The first week of July always greets us with celebrations around the founding of the United States and the hot and sultry Florida weather. While I enjoyed the celebrations, especially our neighborhood fireworks show, I am definitely ready for some cooler weather. In the mean time I’m hibernating in my house while working on genealogy.
One of the tasks I took on this month was straightening out the ancestry of an Abel Partridge of Ward, Massachusetts, whom most genealogists recorded as the son of Eli Partridge and Rachel Sheffield who resided in Medway, Massachusetts and Chesterfield, New Hampshire. I found however, that he wasn’t their son, he was the “supposed” son of Abel Partridge and Hannah Cheney of Medfield, Massachusetts. In this instance the “supposed” is how this child was listed in the published vital records of Medfield, Massachusetts, and it implies he was born out of wedlock. Worn, torn, and mutilated, by 1850 the original Medfield vital record books usefulness were nearing the end. Yet the original records would be copied three times over the next 50 years, first by a town clerk in 1850 who was able to consult the books before they were singed, then by two separate committees, one in 1876 created after a fire at the town hall almost burned the records, and the final in 1903, which resulted in the publishing of the Medfield Vital Records “tan book.” As I reviewed these multiple copies doing that “reasonably exhaustive search of all records” we’re suppose to do when conducting genealogical research, I was reminded again how handwriting can be interpreted differently by researchers. That makes genealogy more difficult sometimes then it should be. Case in point, Abel Partridge.

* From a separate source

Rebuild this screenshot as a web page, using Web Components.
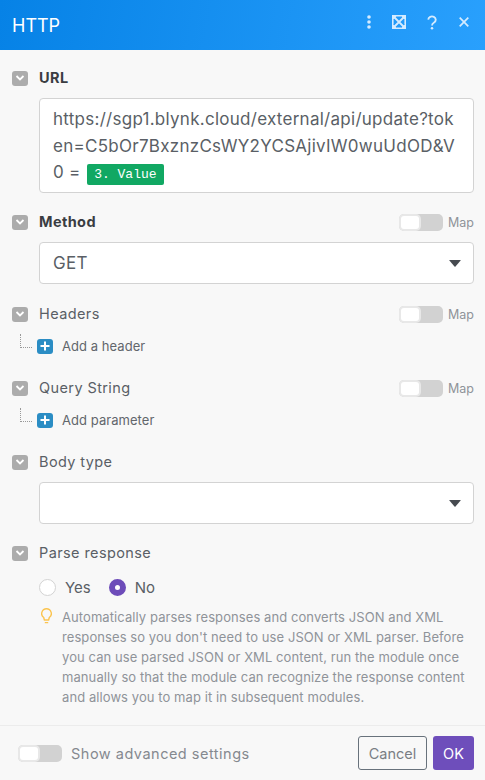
<!DOCTYPE html>
<html>
<head>
<meta charset="utf-8">
<title>HTTP</title>
<style>
  html, body { margin: 0; padding: 0; }
  body {
    width: 485px;
    height: 780px;
    overflow: hidden;
    background: #f8f8f8;
    font-family: Inter, "Liberation Sans", sans-serif;
    color: #3f444b;
  }
</style>
</head>
<body>
<module-dialog title="HTTP">
  <form-section label="URL" strong>
    <url-box>https://sgp1.blynk.cloud/external/api/update?token=C5bOr7BxznzCsWY2YCSAjivIW0wuUdOD&amp;V<url-tail>0 = <value-pill>3. Value</value-pill></url-tail></url-box>
  </form-section>
  <form-section label="Method" strong map>
    <select-box value="GET"></select-box>
  </form-section>
  <form-section label="Headers" map>
    <add-link>Add a header</add-link>
  </form-section>
  <form-section label="Query String" map>
    <add-link>Add parameter</add-link>
  </form-section>
  <form-section label="Body type" style="margin-bottom:21px">
    <select-box></select-box>
  </form-section>
  <form-section label="Parse response">
    <radio-row></radio-row>
    <hint-note>Automatically parses responses and converts JSON and XML responses so you don't need to use JSON or XML parser. Before you can use parsed JSON or XML content, run the module once manually so that the module can recognize the response content and allows you to map it in subsequent modules.</hint-note>
  </form-section>
</module-dialog>

<script>
const defineEl = (name, html) => {
  const tpl = document.createElement("template");
  tpl.innerHTML = html;
  customElements.define(name, class extends HTMLElement {
    constructor() {
      super();
      this.attachShadow({ mode: "open" }).appendChild(tpl.content.cloneNode(true));
    }
  });
};

defineEl("toggle-switch", `
  <style>
    :host { display: inline-block; width: 44px; height: 17px; background: #d2d2d2; border-radius: 5px; }
    #knob { box-sizing: border-box; width: 22px; height: 17px; background: #fff; border: 2px solid #e8e8e8; border-radius: 5px; }
  </style>
  <div id="knob"></div>`);

class FormSection extends HTMLElement {
  constructor() {
    super();
    const strong = this.hasAttribute("strong");
    const map = this.hasAttribute("map");
    this.attachShadow({ mode: "open" }).innerHTML = `
      <style>
        :host { display: block; }
        #head { display: flex; align-items: center; height: 16px; padding: 0 11px 0 12px; }
        #chev { width: 16px; height: 15px; background: #acacac; border-radius: 3px; display: flex; align-items: center; justify-content: center; margin-right: 11px; }
        #label { flex: 1; padding-bottom: 2px; font-size: 14.5px; letter-spacing: 0.4px; font-weight: ${strong ? 700 : 400}; color: ${strong ? "#3a3d42" : "#5a5f66"}; }
        #map { display: ${map ? "flex" : "none"}; align-items: center; gap: 5px; font-size: 12.5px; color: #8f9399; }
        #body { padding-left: 39px; padding-right: 11px; }
      </style>
      <div id="head">
        <div id="chev"><svg width="10" height="6" viewBox="0 0 10 6"><path d="M1.5 1 L5 4.5 L8.5 1" fill="none" stroke="#fff" stroke-width="1.8"/></svg></div>
        <div id="label">${this.getAttribute("label")}</div>
        <div id="map"><toggle-switch></toggle-switch>Map</div>
      </div>
      <div id="body"><slot></slot></div>`;
  }
}
customElements.define("form-section", FormSection);

defineEl("url-box", `
  <style>
    :host { display: block; box-sizing: border-box; height: 95px; margin: 12px 0 -1px; background: #fff; border: 1px solid #d3d3d3; border-radius: 4px; padding: 7px 13px; font-size: 17px; letter-spacing: 0.27px; line-height: 26.5px; color: #5a5f66; word-break: break-all; }
  </style>
  <slot></slot>`);

defineEl("url-tail", `
  <style>
    :host { display: block; }
  </style>
  <slot></slot>`);

defineEl("value-pill", `
  <style>
    :host { display: inline-block; background: #11a863; color: #fff; border-radius: 2px; font-family: "Liberation Mono", monospace; font-size: 13px; letter-spacing: 0; line-height: 21px; height: 21px; padding: 0 7.5px; margin-left: 1px; word-break: normal; }
  </style>
  <slot></slot>`);

class SelectBox extends HTMLElement {
  constructor() {
    super();
    this.attachShadow({ mode: "open" }).innerHTML = `
      <style>
        :host { display: flex; align-items: center; justify-content: space-between; box-sizing: border-box; height: 42px; margin-top: 12px; background: #fff; border: 1px solid #d3d3d3; border-radius: 4px; padding: 0 12px 0 13px; font-size: 17px; letter-spacing: 0.27px; color: #5a5f66; }
      </style>
      <span>${this.getAttribute("value") || ""}</span>
      <svg width="12" height="7" viewBox="0 0 12 7"><path d="M0.5 0 H11.5 Q12 0 11.6 0.6 L6.5 6.6 Q6 7 5.5 6.6 L0.4 0.6 Q0 0 0.5 0 Z" fill="#464a50"/></svg>`;
  }
}
customElements.define("select-box", SelectBox);

defineEl("add-link", `
  <style>
    :host { display: flex; align-items: center; position: relative; margin: 16px 0 4px -2px; height: 16px; font-size: 13px; letter-spacing: 0.05px; color: #62666c; }
    #tree { position: absolute; left: -17px; top: -4px; width: 11px; height: 13px; border-left: 1px dotted #999; border-bottom: 1px dotted #999; }
    #plus { width: 16px; height: 15px; background: #2b8dc4; border-radius: 3px; margin-right: 9px; display: flex; align-items: center; justify-content: center; }
  </style>
  <div id="tree"></div>
  <div id="plus"><svg width="10" height="10" viewBox="0 0 10 10"><path d="M5 0.5 V9.5 M0.5 5 H9.5" stroke="#fff" stroke-width="2"/></svg></div>
  <slot></slot>`);

defineEl("radio-row", `
  <style>
    :host { display: flex; align-items: center; margin-top: 17px; height: 18px; font-size: 15px; color: #5a5f66; }
    .r { width: 17px; height: 17px; box-sizing: border-box; border-radius: 50%; border: 1px solid #d3d3d3; background: #fff; margin-right: 9px; }
    .on { border: 6px solid #6d4cb9; }
    span { margin-right: 18px; }
  </style>
  <div class="r"></div><span>Yes</span>
  <div class="r on"></div><span>No</span>`);

defineEl("hint-note", `
  <style>
    :host { display: flex; margin: 11px 0 0; font-size: 13px; letter-spacing: 0.08px; line-height: 20px; color: #8f9399; }
    svg { flex: none; margin: 1px 10px 0 2px; }
  </style>
  <svg width="11" height="16" viewBox="0 0 11 16"><path d="M5.5 0.8 A4.8 4.8 0 0 0 2.7 9.5 L3.4 12 H7.6 L8.3 9.5 A4.8 4.8 0 0 0 5.5 0.8 Z M3.8 14.6 H7.2" fill="none" stroke="#fbc44f" stroke-width="1.4"/></svg>
  <div><slot></slot></div>`);

class ModuleDialog extends HTMLElement {
  constructor() {
    super();
    this.attachShadow({ mode: "open" }).innerHTML = `
      <style>
        :host { display: flex; flex-direction: column; height: 780px; }
        header { height: 50px; flex: none; display: flex; align-items: center; padding: 0 16px 0 12px; color: #fff; background: linear-gradient(100deg, #0682e6, #29a0fd); }
        h1 { flex: 1; margin: 0; font-size: 18px; font-weight: 400; }
        #tools { display: flex; align-items: center; }
        main { flex: 1; min-height: 0; overflow: hidden; padding-top: 20px; display: flex; flex-direction: column; }
        ::slotted(form-section) { margin-bottom: 22px; flex: none; }
        footer { flex: none; height: 55px; box-sizing: border-box; border-top: 1px solid #ececec; display: flex; align-items: center; padding: 0 11px 0 18px; font-size: 14.5px; letter-spacing: 0.5px; color: #85898f; }
        footer span { flex: 1; margin-left: 9px; }
        button { font: inherit; height: 34px; border-radius: 3px; box-sizing: border-box; padding: 0; }
        #cancel { width: 69px; background: transparent; border: 1px solid #68727c; color: #7a7e84; margin-right: 6px; }
        #ok { width: 41px; background: #6e4ebb; border: 0; color: #fff; }
      </style>
      <header>
        <h1>${this.getAttribute("title")}</h1>
        <div id="tools">
          <svg width="6" height="14" viewBox="0 0 6 14" style="margin-right:20px;margin-top:-6px"><circle cx="3" cy="2" r="1.8" fill="#d4ebff"/><circle cx="3" cy="7" r="1.8" fill="#d4ebff"/><circle cx="3" cy="12" r="1.8" fill="#d4ebff"/></svg>
          <svg width="14" height="14" viewBox="0 0 14 14" style="margin-right:21px;margin-top:-6px"><path d="M5 0.8 H9 M5 13.2 H9 M0.8 5 V9 M13.2 5 V9" stroke="#d4ebff" stroke-width="1.6"/><path d="M2 2 L12 12 M12 2 L2 12" stroke="#d4ebff" stroke-width="1.8"/><path d="M0 0 H6 L0 6 Z M14 0 H8 L14 6 Z M0 14 H6 L0 8 Z M14 14 H8 L14 8 Z" fill="#d4ebff"/></svg>
          <svg width="10" height="15" viewBox="0 0 12 17" style="margin-right:22px;margin-top:-6px"><path d="M1.5 5 A4.5 4 0 1 1 8.5 8.5 C6.8 9.5 6 10 6 12" fill="none" stroke="#d4ebff" stroke-width="2.2"/><circle cx="6" cy="15.3" r="1.5" fill="#d4ebff"/></svg>
          <svg width="10" height="10" viewBox="0 0 10 10" style="margin-top:-6px"><path d="M0.7 0.7 L9.3 9.3 M9.3 0.7 L0.7 9.3" stroke="#d4ebff" stroke-width="1.7"/></svg>
        </div>
      </header>
      <main><slot></slot></main>
      <footer>
        <toggle-switch></toggle-switch>
        <span>Show advanced settings</span>
        <button id="cancel">Cancel</button>
        <button id="ok">OK</button>
      </footer>`;
  }
}
customElements.define("module-dialog", ModuleDialog);
</script>
</body>
</html>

I didn’t find it difficult to prove by the preponderance of evidence that Abel and Hannah were the parents of the Abel from Ward. I was able to use the records of the Cheney family in Massachusetts which pointed to them having a presence in Ward, as well as a familial connection to Sarah Stearns, Abel’s wife. It was a death record printed in another of these Massachusetts “tan books” which caused a problem that needed resolving, this time the one containing the Auburn (formerly Ward) Massachusetts vital records. Did the official vital records publication make a mistake? The answer is yes, and I am able to prove it! They misread a “Mr. Partridge” as “Mrs. Partridge” and then made a cardinal sin by substituting the given name for Mrs. Partridge for the death record in the published tan book. Look at the image above from the original record. How have researchers handled this dastardly error? Why they reported she had died in 1826 just a week after her husband. Nobody has bothered to check the original! Compounding that issue was a marriage record in the same published manuscript which said that a Sarah Partridge had married David Hosmer in 1828. How did researchers handle that? One of two ways, both wrong. They forced that square peg into a round hole! They either attached that marriage record to the younger daughter, Polly, or they created a third child, Sarah. Nobody thought to challenge the record! Not even me… I hang my head in genealogical shame.
It was while I was reading the probate record for Abel Partridge of Ward that I realized “Houston, we have a problem.” Either Sarah Partridge was still alive after her own reported death, or somebody was scamming the family out of their property and signing her name. During the administration of probate it was found that Abel was insolvent and over the next year everything was sold to pay off the debt he owed, yet the administrator was the man he owed all the money to. It had me thinking of a great theft! But no, peppered in the probate record was Sarah Partridge’s several signatures including those after she had supposedly died. On the final signature in 1828, after her 2nd marriage, she signed Sarah Hosmer. That signature was signed to a declaration filed by the three surviving family of Abel Partridge of Ward, stating they were satisfied with the administration of the estate and thought it was just and true.
My genealogical journey this month should serve to you as a reminder for conducting that “reasonably exhaustive” research we talk about… you never know what you’ll turn up.
During this month’s general meeting we’ll be back to discussing DNA. Sharon Clark Driscoll will share how she’s used DNA in her genealogical research to prove that an individual was her ancestor as well as discuss genetic health risk reports that can be purchased after your DNA is tested. See you at the meeting, July 19, 7pm at the Fernandina Beach Branch Library. Be there or be square!